More than 605 million impressions and 12 million likes and comments later, searches for "New Zealand" have grown by a record 1,590%. It has been awarded the world’s highest gold Effie award in 2020, an Integrated Grand Prix at Spikes Asia and Campaign of the Year by Ad News and Mumbrella.

It has won more than 20 international awards, including Pencils at D&AD, One Show and Australia’s AWARD. The head of marketing at Tourism New Zealand, Brodie Reid, also concluded it was their “most effective campaign – ever”, which is exactly the type of feedback you want to hear from a client.

Every Kiwi Vote Counts "Meddle in the New Zealand election"

New Zealand

Lisa Fedyszyn, executive creative director, Special Group

Close to one million New Zealanders live overseas. But only one in 10 voted in the 2017 New Zealand election. That left a serious number of Kiwis not having a say. So, to influence overseas non-voters to become voters in 2020, non-partisan initiative Every Kiwi Vote Counts turned to the experts in online election influencing. Yes, we turned to the Russians.

Our Russian spokesperson, Viktor, targeted overseas Kiwis on social, through PR and outdoor, explaining how easy it was to “meddle in the New Zealand election”. And, like any good Russian meddler, he got results – with 80 million impressions, overseas votes rising by 42% and a direct impact on the make-up of New Zealand.

This was based on a pure cultural insight – with Russian interference in the US election dominating the news, we knew we could turn to our Russian friends to help sway the New Zealand election. We might be left off maps – but we’re not forgotten about democratically.

The Lincoln Project "Walk of shame"

US

William Gelner, chief creative officer and partner, Special Group US

Data showed that in the 2016 US presidential election a surprising number of suburban women voted for Donald Trump. But over his four years in office they were having reservations about their decision. Using lo-fi, simple animation of the elephant, the symbol for the GOP, we took one emotionally impactful moment, the morning-after walk of shame, and transferred those empty feelings to Trump voters who might be feeling regretful about their 2016 choice.

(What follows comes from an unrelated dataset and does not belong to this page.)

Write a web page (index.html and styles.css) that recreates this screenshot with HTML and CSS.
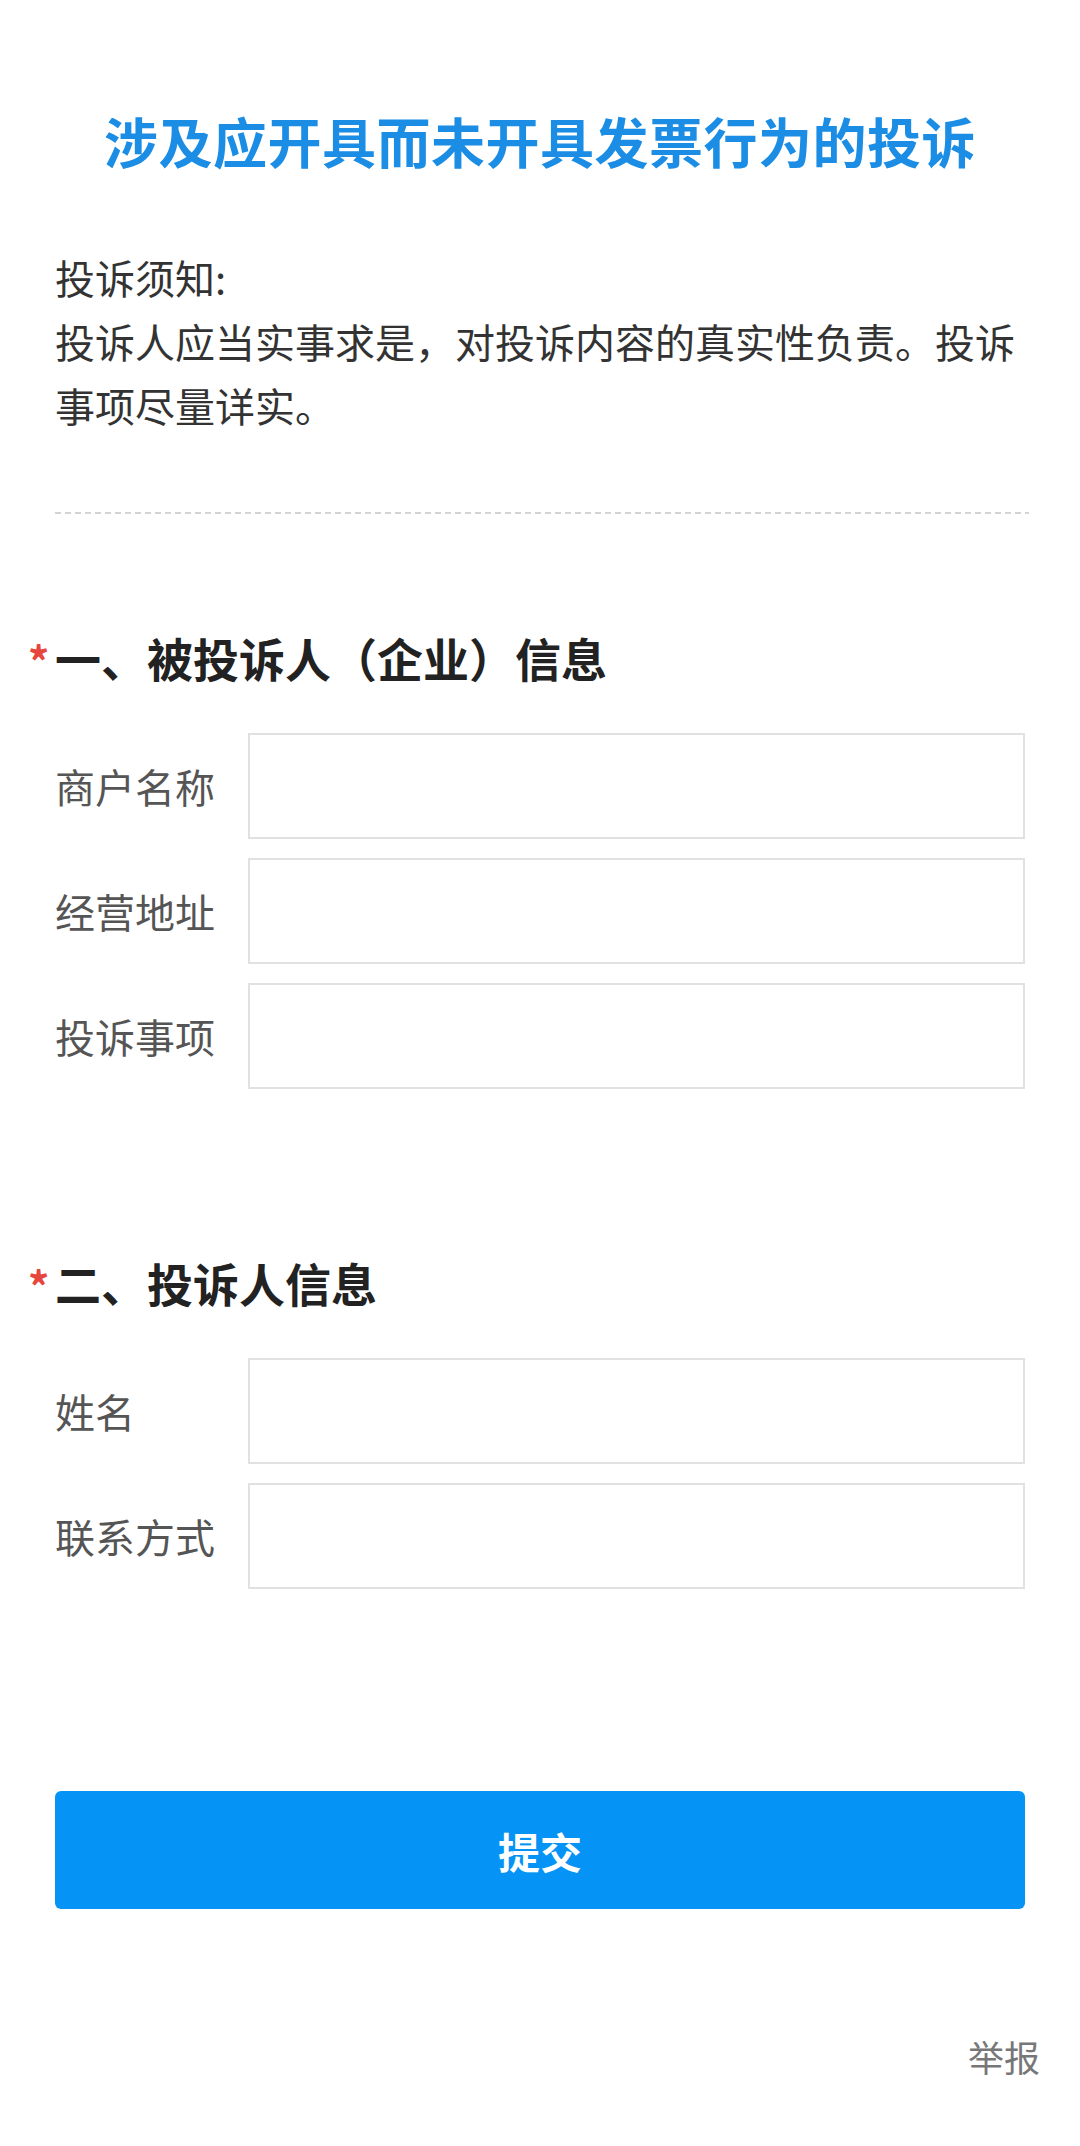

The spot let these people know they could fix the rough night/rough four years with a vote for Biden. The one-minute spot, which ran on Facebook, YouTube, Twitter and Instagram, was featured on MSNBC, shared by many talk radio programmes across the US and viewed more than one million times on YouTube. So, we’d like to think our first ever campaign in the US helped take down a president.

Uber Eats "Wayne's World at the Super Bowl"

Australia and US

Julian Schreiber, partner and chief creative officer, Special Group Australia

When Uber Eats briefed us to create a Super Bowl spot amid the rollercoaster ride that was 2020, we knew it had to be something that wasn’t just big, but meaningful.

We didn’t just want to create an ad campaign, we wanted to launch a nationwide support campaign for local restaurants. But we wanted to do it in an Uber Eats way, getting across the serious message through creating an entertaining cultural moment. So, we reunited Wayne’s World local access stars Mike Myers and Dana Carvey.

With Uber Eats committing $20m to a restaurant relief fund, Wayne and Garth became the perfect local "voice" for the campaign. They effortlessly tapped into a huge, multi-generational fan base as they made fun of every big ad trope in the Super Bowl book. The campaign was shared on every major TV network including NBC’s Tonight Show, Entertainment Tonight, Good Morning America and Today Show.

But one of the things we’re most proud of in this campaign was not played in the Super Bowl ad break. It was the creation of the two-and-a-half-hour-long film with Wayne and Garth that individually thanked and showed support to the more than 85,000 local restaurants on Uber Eats. It spread online during the Super Bowl and contained entertainment Easter eggs throughout, rewarding viewers for sticking around and seeing all the restaurants. The whole production team put in everything to make that happen (as well, of course, as Mike and Dana!).